By Emily McCarthy
I once knew a guy in college who dove so deep into an intro level philosophy class that he told me he was going to read chapters from Plato’s Republic to his future children. He planned to teach them the Socratic method instead of the ABC’s from books like Go Dog Go or Where The WIld Things Are. As someone who nannied my way through college and beyond, I laughed at the absurdity of his idea then and I’m still laughing about it now. The things we say before we realize that a stage of life is a whole lot harder than it seems from afar.
If The Allegory of the Cave can be interpreted as the realization of how little we know, then parenting can be that coupled with how little we can control.

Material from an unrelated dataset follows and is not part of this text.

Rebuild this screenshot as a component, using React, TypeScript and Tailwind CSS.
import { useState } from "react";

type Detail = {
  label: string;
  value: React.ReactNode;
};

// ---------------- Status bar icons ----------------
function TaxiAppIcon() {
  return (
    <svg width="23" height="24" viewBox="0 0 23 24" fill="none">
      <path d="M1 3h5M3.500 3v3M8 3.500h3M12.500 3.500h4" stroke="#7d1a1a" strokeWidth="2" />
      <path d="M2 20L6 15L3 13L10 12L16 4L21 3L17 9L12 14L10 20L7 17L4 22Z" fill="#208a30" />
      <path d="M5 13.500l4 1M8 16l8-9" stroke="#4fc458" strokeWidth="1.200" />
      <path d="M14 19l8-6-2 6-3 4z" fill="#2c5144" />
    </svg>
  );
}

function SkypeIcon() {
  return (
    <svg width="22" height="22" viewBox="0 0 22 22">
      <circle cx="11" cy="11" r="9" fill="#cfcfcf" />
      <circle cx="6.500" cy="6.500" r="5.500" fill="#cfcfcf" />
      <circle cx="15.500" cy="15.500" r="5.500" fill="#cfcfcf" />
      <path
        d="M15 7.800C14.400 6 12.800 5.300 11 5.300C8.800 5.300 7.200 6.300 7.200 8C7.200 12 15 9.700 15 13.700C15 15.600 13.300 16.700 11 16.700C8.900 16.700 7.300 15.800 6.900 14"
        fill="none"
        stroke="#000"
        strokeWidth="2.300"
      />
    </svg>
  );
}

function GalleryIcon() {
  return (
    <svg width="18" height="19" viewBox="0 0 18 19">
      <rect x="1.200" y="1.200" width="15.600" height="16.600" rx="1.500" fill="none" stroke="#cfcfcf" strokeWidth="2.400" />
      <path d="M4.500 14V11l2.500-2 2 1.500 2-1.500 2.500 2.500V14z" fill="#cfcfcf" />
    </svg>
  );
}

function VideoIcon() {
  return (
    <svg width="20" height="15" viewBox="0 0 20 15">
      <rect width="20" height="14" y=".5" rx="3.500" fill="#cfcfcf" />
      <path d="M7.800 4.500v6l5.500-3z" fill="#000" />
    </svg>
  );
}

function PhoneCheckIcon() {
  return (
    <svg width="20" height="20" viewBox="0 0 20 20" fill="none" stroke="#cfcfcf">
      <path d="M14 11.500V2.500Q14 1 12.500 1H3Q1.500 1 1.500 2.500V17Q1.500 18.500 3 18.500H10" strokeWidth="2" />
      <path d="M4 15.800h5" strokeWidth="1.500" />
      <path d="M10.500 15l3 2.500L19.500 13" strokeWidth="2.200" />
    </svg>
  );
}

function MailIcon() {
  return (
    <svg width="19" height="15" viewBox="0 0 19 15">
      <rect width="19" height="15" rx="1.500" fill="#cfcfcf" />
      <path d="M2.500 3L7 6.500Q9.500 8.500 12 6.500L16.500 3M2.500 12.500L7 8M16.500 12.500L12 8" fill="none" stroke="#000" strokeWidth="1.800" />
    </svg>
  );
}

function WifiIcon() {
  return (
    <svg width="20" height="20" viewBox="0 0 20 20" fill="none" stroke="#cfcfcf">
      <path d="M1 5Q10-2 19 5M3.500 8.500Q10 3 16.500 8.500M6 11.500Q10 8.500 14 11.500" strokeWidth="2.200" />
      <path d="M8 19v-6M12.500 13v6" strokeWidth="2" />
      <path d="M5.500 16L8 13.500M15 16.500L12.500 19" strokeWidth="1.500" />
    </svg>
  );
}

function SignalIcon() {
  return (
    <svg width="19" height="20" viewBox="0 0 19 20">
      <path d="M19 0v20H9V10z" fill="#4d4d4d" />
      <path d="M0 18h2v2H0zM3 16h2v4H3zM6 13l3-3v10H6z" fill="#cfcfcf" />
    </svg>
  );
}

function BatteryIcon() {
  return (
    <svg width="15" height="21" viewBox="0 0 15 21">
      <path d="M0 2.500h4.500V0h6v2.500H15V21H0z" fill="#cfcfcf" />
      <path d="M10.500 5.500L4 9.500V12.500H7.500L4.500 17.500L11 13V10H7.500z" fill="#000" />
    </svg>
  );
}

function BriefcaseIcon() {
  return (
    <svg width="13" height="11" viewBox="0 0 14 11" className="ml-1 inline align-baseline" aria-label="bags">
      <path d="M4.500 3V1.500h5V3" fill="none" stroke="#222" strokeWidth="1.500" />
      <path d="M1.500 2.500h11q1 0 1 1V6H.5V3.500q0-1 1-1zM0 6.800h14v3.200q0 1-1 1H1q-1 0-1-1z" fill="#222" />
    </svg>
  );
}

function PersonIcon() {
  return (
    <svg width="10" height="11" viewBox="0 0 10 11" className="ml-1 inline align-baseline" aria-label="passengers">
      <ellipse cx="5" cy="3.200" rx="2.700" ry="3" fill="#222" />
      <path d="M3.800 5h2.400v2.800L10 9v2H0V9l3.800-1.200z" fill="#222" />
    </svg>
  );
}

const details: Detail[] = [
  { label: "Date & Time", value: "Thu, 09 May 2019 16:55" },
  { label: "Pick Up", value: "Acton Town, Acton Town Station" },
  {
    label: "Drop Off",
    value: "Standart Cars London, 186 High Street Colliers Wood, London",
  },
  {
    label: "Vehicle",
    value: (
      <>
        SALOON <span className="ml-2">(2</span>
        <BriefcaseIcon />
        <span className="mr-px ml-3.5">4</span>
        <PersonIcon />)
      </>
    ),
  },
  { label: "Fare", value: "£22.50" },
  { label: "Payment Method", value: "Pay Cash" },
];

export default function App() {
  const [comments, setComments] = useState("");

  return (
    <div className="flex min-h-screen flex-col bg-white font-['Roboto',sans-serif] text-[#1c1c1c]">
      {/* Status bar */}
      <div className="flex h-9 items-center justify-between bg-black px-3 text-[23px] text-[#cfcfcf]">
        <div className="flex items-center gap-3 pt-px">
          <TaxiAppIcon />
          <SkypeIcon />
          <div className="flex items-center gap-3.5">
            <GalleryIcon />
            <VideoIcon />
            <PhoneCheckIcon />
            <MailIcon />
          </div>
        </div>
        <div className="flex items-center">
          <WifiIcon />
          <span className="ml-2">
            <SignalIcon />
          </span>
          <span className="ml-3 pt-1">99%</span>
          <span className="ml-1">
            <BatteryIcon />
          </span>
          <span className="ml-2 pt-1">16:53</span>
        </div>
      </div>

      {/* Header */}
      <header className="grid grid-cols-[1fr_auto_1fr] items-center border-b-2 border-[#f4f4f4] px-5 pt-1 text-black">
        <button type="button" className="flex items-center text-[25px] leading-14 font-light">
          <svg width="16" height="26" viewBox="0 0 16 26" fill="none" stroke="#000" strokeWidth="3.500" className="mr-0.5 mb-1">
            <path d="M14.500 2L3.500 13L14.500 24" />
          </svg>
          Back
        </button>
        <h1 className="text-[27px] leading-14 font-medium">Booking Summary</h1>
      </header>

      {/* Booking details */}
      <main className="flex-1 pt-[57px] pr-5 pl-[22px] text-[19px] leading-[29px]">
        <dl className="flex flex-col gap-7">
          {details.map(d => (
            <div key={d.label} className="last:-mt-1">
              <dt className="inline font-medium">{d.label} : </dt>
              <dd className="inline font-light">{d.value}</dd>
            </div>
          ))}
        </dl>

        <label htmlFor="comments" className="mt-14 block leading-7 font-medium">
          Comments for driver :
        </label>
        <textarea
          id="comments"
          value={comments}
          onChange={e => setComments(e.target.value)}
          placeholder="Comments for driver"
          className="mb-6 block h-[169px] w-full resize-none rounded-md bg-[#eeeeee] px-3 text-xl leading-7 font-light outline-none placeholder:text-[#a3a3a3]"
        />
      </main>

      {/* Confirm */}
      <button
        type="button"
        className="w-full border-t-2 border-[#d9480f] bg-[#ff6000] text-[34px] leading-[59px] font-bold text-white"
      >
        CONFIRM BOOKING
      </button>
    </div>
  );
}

Allow me to give a personal example: my daughter had a rare opportunity to spend her 6th grade year in Spain with her bio dad and new stepmom. I had countless discussions with her and others, weighing the pros and cons, before a joint decision (including said daughter) was made to have her go on this adventure. She and I talked through the potential pitfalls of being fully immersed in a new language at a new school in a new country. I prepped her for cultural differences both in and out of the home. I packed her up, drove her to say farewell to friends and family, and then escorted her to Madrid to get settled. It was to be a life-changing experience and I was certain that I’d manage through any heartache by staying in touch (“so much easier now than it was back in my study abroad days!”) and remaining busy.
What happened next can best be described by paraphrasing Hemingway’s quote about bankruptcy: How did you fail? Two ways: Gradually, then suddenly.
There were red flags at dropoff regarding the mental health of the stepparent. Then came the escalating cries for help from my daughter who was thrust into a situation she did not understand how to navigate as a preteen. A perfect storm of miscommunication and mistrust ensued. So, with tensions rising, I traveled to Spain to figure out what to do next. Clarity is not easy to come by when you are: vacillating between rage and despair, not sleeping well, working through the intense shame of failing as a mother, considering everyone’s input with the understanding that burning bridges is a last resort. Whose grand idea was this anyway? Oh yeah, it was mine.
A funny but mostly frustrating part about life is that, more often than not, you have to go through something to have a sliver of understanding and, even then, it is never enough knowledge for the full picture. Heck, scientists can’t even make up their minds about Pluto being a planet or if flossing makes any difference in your oral hygiene. Living often means making decisions based on incomplete or changing information, experiencing failure, and somehow finding the courage and support from others to share those failures in an attempt to get through it. This was my feeble attempt to do, thanks for listening. I may be picking up the pieces of a shattered dream, sorting through the collateral damage for a while to come but the good news is that my girl is coming home early, in time for Christmas, and the bridges, while weakened, are still intact.